Daya tarik utamanya ada pada visual. Proses menuang adonan ke wajan panas hingga mengeluarkan bunyi mendesis sangat menggugah selera, apalagi jika direkam dalam format video pendek. Ditambah lagi, drama Korea sering menampilkan adegan makan bersama, membuat Pajeon bukan sekadar makanan, tapi juga simbol kehangatan.

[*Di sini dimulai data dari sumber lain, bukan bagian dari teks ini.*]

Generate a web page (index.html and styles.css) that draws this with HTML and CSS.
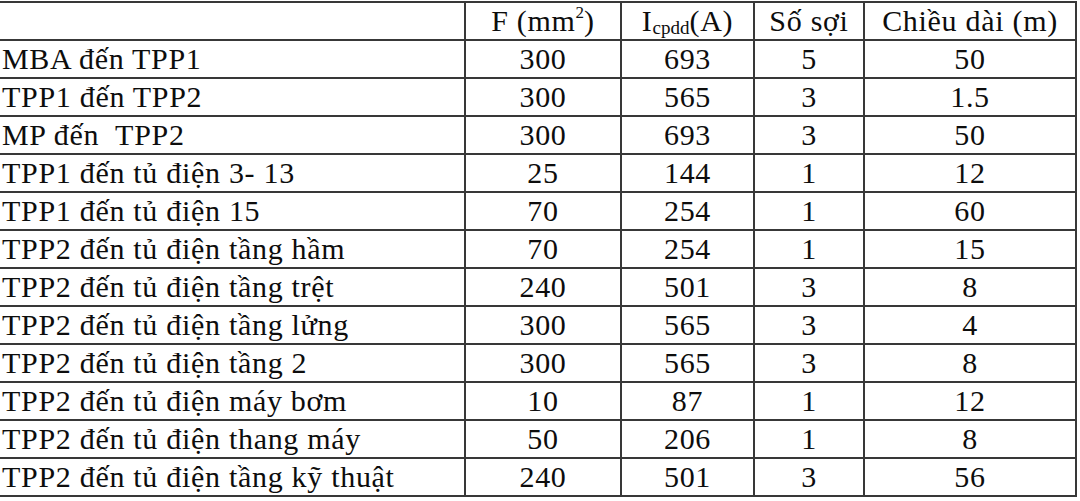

Alasan lainnya adalah karena rasa gurihnya netral dan mudah diterima. Orang yang terbiasa menyantap telur dadar tidak akan kesulitan menerima Pajeon. Bahkan, bisa jadi mereka merasa Pajeon hanyalah “versi lain” dari telur dadar yang lebih tebal, berisi banyak sayuran, dan disajikan dengan gaya berbeda.

Peluang di Balik Kemiripan

Pajeon vs Telur Dadar. Perbandingan ini menarik dari sisi bisnis. Telur dadar adalah menu rakyat, murah, dan bisa ditemukan di hampir semua warung. Namun, karena posisinya dianggap biasa, jarang ada yang mem-branding telur dadar sebagai menu utama. Pajeon justru membuka ruang itu. Makanan sederhana bisa naik kelas jika dikemas dengan cerita, gaya penyajian, dan sedikit sentuhan baru.

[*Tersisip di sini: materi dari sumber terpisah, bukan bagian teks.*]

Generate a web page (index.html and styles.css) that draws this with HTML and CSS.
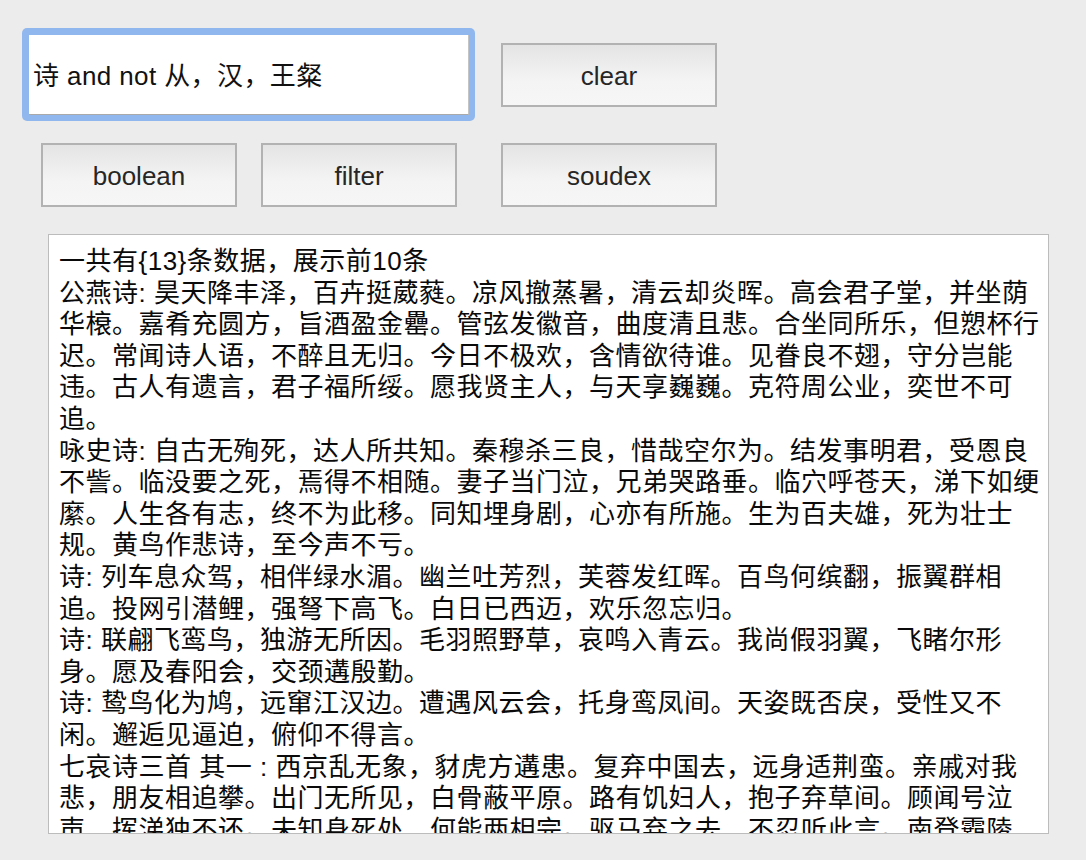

Dengan kata lain, fenomena Pajeon mengajarkan bahwa makanan sejenis telur dadar pun bisa jadi produk premium bila dibalut narasi budaya. Inilah peluang besar bagi pengusaha kuliner Indonesia yaitu menjual sesuatu yang akrab, tapi dengan nilai tambah dari tren global.

Ada beberapamodel bisnis Pajeon di Indonesia. Mulai dari Street Food Modern, Kafe dan restoran tematik, dan frozen food. Pertama, street food modern. Sama seperti martabak mini atau corndog, Pajeon bisa dijual di booth kecil dengan harga terjangkau. Target utamanya anak muda dan mahasiswa yang ingin mencoba “makanan drakor” tanpa harus ke restoran mahal.

Kedua, Kafe dan Restoran Tematik. Pajeon bisa masuk ke segmen menengah atas dengan kemasan lebih estetik. Disajikan bersama saus spesial, topping keju, atau varian seafood, pajeon bisa menjadi camilan premium yang instagramable. Ketiga, Frozen Food. Bagi konsumen yang ingin praktis, Pajeon beku siap goreng bisa menjadi pilihan. Ini membuka jalur distribusi yang lebih luas, termasuk lewat marketplace dan minimarket.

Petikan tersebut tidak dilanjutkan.